→ WHAT IS REQUIRED
Leaving out every picture, quote the data below exactly as it appears.

→ DATA SEGMENT
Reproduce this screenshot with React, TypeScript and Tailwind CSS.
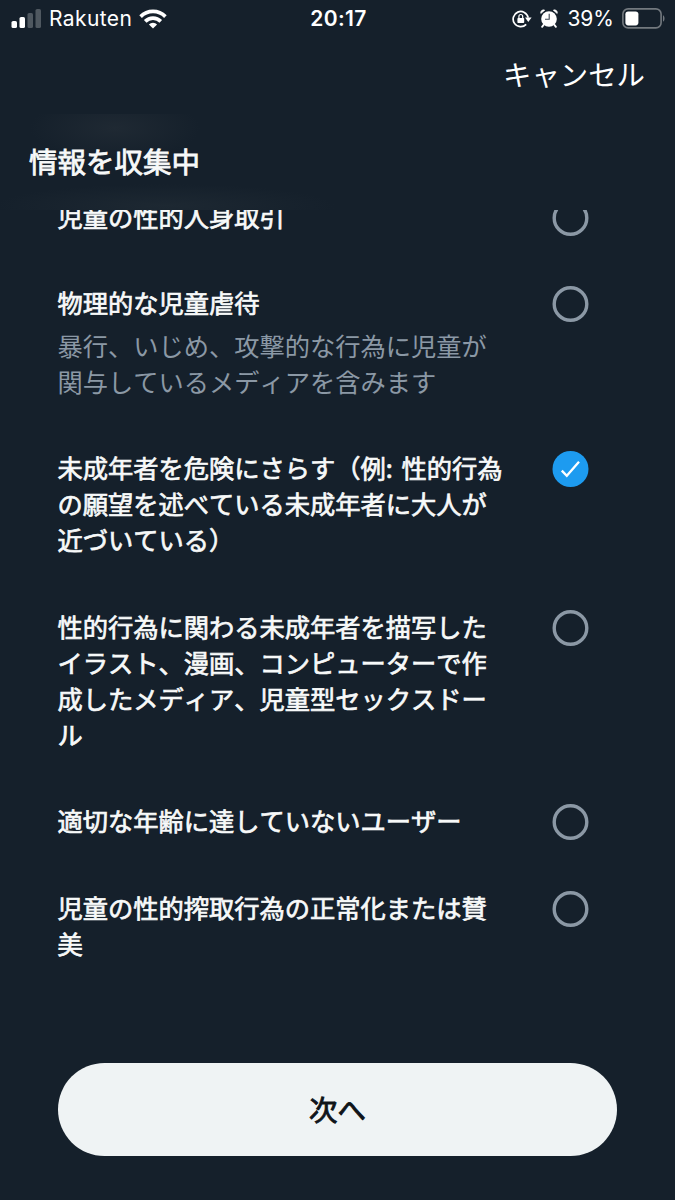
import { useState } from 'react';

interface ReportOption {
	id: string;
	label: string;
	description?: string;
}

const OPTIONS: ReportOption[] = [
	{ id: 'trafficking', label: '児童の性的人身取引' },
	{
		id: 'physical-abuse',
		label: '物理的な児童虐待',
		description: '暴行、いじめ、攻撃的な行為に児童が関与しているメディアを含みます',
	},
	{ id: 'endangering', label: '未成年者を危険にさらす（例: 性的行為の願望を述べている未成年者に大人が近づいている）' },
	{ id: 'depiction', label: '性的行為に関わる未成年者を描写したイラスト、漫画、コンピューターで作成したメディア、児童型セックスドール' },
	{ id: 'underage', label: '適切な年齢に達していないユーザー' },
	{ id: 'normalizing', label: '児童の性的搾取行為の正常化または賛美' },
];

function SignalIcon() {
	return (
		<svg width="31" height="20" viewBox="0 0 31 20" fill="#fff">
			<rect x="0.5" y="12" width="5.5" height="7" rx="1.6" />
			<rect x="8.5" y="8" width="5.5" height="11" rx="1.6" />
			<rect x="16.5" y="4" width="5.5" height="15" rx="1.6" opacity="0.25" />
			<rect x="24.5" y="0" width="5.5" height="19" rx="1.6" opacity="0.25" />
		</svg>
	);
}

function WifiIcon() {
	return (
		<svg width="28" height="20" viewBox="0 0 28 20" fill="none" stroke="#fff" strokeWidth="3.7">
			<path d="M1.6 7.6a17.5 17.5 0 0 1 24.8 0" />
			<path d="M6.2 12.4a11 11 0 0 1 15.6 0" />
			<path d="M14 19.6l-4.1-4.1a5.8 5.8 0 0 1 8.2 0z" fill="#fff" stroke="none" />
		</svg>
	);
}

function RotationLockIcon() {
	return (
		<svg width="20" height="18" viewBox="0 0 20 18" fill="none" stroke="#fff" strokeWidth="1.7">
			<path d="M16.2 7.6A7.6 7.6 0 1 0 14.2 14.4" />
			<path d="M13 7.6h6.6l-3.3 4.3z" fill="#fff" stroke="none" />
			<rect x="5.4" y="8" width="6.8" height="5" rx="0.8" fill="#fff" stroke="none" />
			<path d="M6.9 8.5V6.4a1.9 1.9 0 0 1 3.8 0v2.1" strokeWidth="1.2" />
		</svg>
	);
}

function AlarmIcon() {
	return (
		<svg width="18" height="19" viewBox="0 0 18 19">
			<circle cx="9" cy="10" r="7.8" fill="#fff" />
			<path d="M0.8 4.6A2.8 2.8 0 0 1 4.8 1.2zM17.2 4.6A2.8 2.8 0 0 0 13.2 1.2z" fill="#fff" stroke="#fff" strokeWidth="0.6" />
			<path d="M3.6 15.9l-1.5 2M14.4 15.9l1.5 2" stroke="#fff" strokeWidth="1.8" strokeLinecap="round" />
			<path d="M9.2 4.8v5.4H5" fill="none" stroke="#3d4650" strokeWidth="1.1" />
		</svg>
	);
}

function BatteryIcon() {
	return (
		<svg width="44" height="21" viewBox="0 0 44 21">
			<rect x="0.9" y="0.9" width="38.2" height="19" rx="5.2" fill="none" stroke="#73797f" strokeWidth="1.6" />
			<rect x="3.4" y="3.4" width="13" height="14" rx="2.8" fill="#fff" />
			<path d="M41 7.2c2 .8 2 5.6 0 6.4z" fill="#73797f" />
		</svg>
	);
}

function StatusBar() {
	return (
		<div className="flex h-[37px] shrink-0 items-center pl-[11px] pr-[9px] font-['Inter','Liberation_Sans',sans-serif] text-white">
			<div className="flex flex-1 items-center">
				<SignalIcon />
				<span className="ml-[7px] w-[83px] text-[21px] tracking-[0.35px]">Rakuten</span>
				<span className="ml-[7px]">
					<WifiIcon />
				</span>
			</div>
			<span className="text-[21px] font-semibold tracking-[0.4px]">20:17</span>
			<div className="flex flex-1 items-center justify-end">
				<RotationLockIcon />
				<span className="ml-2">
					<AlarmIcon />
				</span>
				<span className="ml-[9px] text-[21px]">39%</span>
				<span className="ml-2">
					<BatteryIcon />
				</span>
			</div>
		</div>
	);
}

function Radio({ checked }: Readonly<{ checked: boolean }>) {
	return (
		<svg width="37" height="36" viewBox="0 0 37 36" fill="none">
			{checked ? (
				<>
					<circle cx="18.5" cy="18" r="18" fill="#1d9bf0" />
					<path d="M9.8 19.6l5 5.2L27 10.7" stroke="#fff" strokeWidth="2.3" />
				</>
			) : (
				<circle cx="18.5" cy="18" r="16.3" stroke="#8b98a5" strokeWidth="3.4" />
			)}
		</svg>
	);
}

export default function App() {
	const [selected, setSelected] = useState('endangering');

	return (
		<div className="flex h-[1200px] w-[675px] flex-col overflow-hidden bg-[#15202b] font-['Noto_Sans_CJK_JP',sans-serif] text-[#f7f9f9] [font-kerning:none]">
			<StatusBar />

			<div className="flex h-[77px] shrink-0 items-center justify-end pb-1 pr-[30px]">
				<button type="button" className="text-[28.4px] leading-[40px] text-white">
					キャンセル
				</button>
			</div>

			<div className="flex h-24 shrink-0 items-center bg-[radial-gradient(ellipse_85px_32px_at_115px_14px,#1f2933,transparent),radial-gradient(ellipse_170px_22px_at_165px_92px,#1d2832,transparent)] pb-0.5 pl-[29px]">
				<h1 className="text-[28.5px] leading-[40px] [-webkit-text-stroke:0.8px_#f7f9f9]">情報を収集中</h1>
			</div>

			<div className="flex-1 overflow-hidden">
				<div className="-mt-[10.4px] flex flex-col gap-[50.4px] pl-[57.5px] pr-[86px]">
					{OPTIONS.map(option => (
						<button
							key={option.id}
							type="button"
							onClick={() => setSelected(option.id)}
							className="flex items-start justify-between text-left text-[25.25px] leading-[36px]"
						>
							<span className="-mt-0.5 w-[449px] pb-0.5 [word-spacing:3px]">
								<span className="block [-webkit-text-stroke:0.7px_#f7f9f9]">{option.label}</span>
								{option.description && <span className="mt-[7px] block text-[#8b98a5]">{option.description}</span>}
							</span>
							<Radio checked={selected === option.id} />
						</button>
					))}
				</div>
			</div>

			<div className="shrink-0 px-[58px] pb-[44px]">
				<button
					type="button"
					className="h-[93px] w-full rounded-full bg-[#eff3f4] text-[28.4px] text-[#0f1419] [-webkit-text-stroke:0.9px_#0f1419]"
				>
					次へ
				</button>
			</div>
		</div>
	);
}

→ EXERCISE RESPONSE
Reproduce this screenshot with React, TypeScript and Tailwind CSS.
import { useState } from 'react';

interface ReportOption {
	id: string;
	label: string;
	description?: string;
}

const OPTIONS: ReportOption[] = [
	{ id: 'trafficking', label: '児童の性的人身取引' },
	{
		id: 'physical-abuse',
		label: '物理的な児童虐待',
		description: '暴行、いじめ、攻撃的な行為に児童が関与しているメディアを含みます',
	},
	{ id: 'endangering', label: '未成年者を危険にさらす（例: 性的行為の願望を述べている未成年者に大人が近づいている）' },
	{ id: 'depiction', label: '性的行為に関わる未成年者を描写したイラスト、漫画、コンピューターで作成したメディア、児童型セックスドール' },
	{ id: 'underage', label: '適切な年齢に達していないユーザー' },
	{ id: 'normalizing', label: '児童の性的搾取行為の正常化または賛美' },
];

function SignalIcon() {
	return (
		<svg width="31" height="20" viewBox="0 0 31 20" fill="#fff">
			<rect x="0.5" y="12" width="5.5" height="7" rx="1.6" />
			<rect x="8.5" y="8" width="5.5" height="11" rx="1.6" />
			<rect x="16.5" y="4" width="5.5" height="15" rx="1.6" opacity="0.25" />
			<rect x="24.5" y="0" width="5.5" height="19" rx="1.6" opacity="0.25" />
		</svg>
	);
}

function WifiIcon() {
	return (
		<svg width="28" height="20" viewBox="0 0 28 20" fill="none" stroke="#fff" strokeWidth="3.7">
			<path d="M1.6 7.6a17.5 17.5 0 0 1 24.8 0" />
			<path d="M6.2 12.4a11 11 0 0 1 15.6 0" />
			<path d="M14 19.6l-4.1-4.1a5.8 5.8 0 0 1 8.2 0z" fill="#fff" stroke="none" />
		</svg>
	);
}

function RotationLockIcon() {
	return (
		<svg width="20" height="18" viewBox="0 0 20 18" fill="none" stroke="#fff" strokeWidth="1.7">
			<path d="M16.2 7.6A7.6 7.6 0 1 0 14.2 14.4" />
			<path d="M13 7.6h6.6l-3.3 4.3z" fill="#fff" stroke="none" />
			<rect x="5.4" y="8" width="6.8" height="5" rx="0.8" fill="#fff" stroke="none" />
			<path d="M6.9 8.5V6.4a1.9 1.9 0 0 1 3.8 0v2.1" strokeWidth="1.2" />
		</svg>
	);
}

function AlarmIcon() {
	return (
		<svg width="18" height="19" viewBox="0 0 18 19">
			<circle cx="9" cy="10" r="7.8" fill="#fff" />
			<path d="M0.8 4.6A2.8 2.8 0 0 1 4.8 1.2zM17.2 4.6A2.8 2.8 0 0 0 13.2 1.2z" fill="#fff" stroke="#fff" strokeWidth="0.6" />
			<path d="M3.6 15.9l-1.5 2M14.4 15.9l1.5 2" stroke="#fff" strokeWidth="1.8" strokeLinecap="round" />
			<path d="M9.2 4.8v5.4H5" fill="none" stroke="#3d4650" strokeWidth="1.1" />
		</svg>
	);
}

function BatteryIcon() {
	return (
		<svg width="44" height="21" viewBox="0 0 44 21">
			<rect x="0.9" y="0.9" width="38.2" height="19" rx="5.2" fill="none" stroke="#73797f" strokeWidth="1.6" />
			<rect x="3.4" y="3.4" width="13" height="14" rx="2.8" fill="#fff" />
			<path d="M41 7.2c2 .8 2 5.6 0 6.4z" fill="#73797f" />
		</svg>
	);
}

function StatusBar() {
	return (
		<div className="flex h-[37px] shrink-0 items-center pl-[11px] pr-[9px] font-['Inter','Liberation_Sans',sans-serif] text-white">
			<div className="flex flex-1 items-center">
				<SignalIcon />
				<span className="ml-[7px] w-[83px] text-[21px] tracking-[0.35px]">Rakuten</span>
				<span className="ml-[7px]">
					<WifiIcon />
				</span>
			</div>
			<span className="text-[21px] font-semibold tracking-[0.4px]">20:17</span>
			<div className="flex flex-1 items-center justify-end">
				<RotationLockIcon />
				<span className="ml-2">
					<AlarmIcon />
				</span>
				<span className="ml-[9px] text-[21px]">39%</span>
				<span className="ml-2">
					<BatteryIcon />
				</span>
			</div>
		</div>
	);
}

function Radio({ checked }: Readonly<{ checked: boolean }>) {
	return (
		<svg width="37" height="36" viewBox="0 0 37 36" fill="none">
			{checked ? (
				<>
					<circle cx="18.5" cy="18" r="18" fill="#1d9bf0" />
					<path d="M9.8 19.6l5 5.2L27 10.7" stroke="#fff" strokeWidth="2.3" />
				</>
			) : (
				<circle cx="18.5" cy="18" r="16.3" stroke="#8b98a5" strokeWidth="3.4" />
			)}
		</svg>
	);
}

export default function App() {
	const [selected, setSelected] = useState('endangering');

	return (
		<div className="flex h-[1200px] w-[675px] flex-col overflow-hidden bg-[#15202b] font-['Noto_Sans_CJK_JP',sans-serif] text-[#f7f9f9] [font-kerning:none]">
			<StatusBar />

			<div className="flex h-[77px] shrink-0 items-center justify-end pb-1 pr-[30px]">
				<button type="button" className="text-[28.4px] leading-[40px] text-white">
					キャンセル
				</button>
			</div>

			<div className="flex h-24 shrink-0 items-center bg-[radial-gradient(ellipse_85px_32px_at_115px_14px,#1f2933,transparent),radial-gradient(ellipse_170px_22px_at_165px_92px,#1d2832,transparent)] pb-0.5 pl-[29px]">
				<h1 className="text-[28.5px] leading-[40px] [-webkit-text-stroke:0.8px_#f7f9f9]">情報を収集中</h1>
			</div>

			<div className="flex-1 overflow-hidden">
				<div className="-mt-[10.4px] flex flex-col gap-[50.4px] pl-[57.5px] pr-[86px]">
					{OPTIONS.map(option => (
						<button
							key={option.id}
							type="button"
							onClick={() => setSelected(option.id)}
							className="flex items-start justify-between text-left text-[25.25px] leading-[36px]"
						>
							<span className="-mt-0.5 w-[449px] pb-0.5 [word-spacing:3px]">
								<span className="block [-webkit-text-stroke:0.7px_#f7f9f9]">{option.label}</span>
								{option.description && <span className="mt-[7px] block text-[#8b98a5]">{option.description}</span>}
							</span>
							<Radio checked={selected === option.id} />
						</button>
					))}
				</div>
			</div>

			<div className="shrink-0 px-[58px] pb-[44px]">
				<button
					type="button"
					className="h-[93px] w-full rounded-full bg-[#eff3f4] text-[28.4px] text-[#0f1419] [-webkit-text-stroke:0.9px_#0f1419]"
				>
					次へ
				</button>
			</div>
		</div>
	);
}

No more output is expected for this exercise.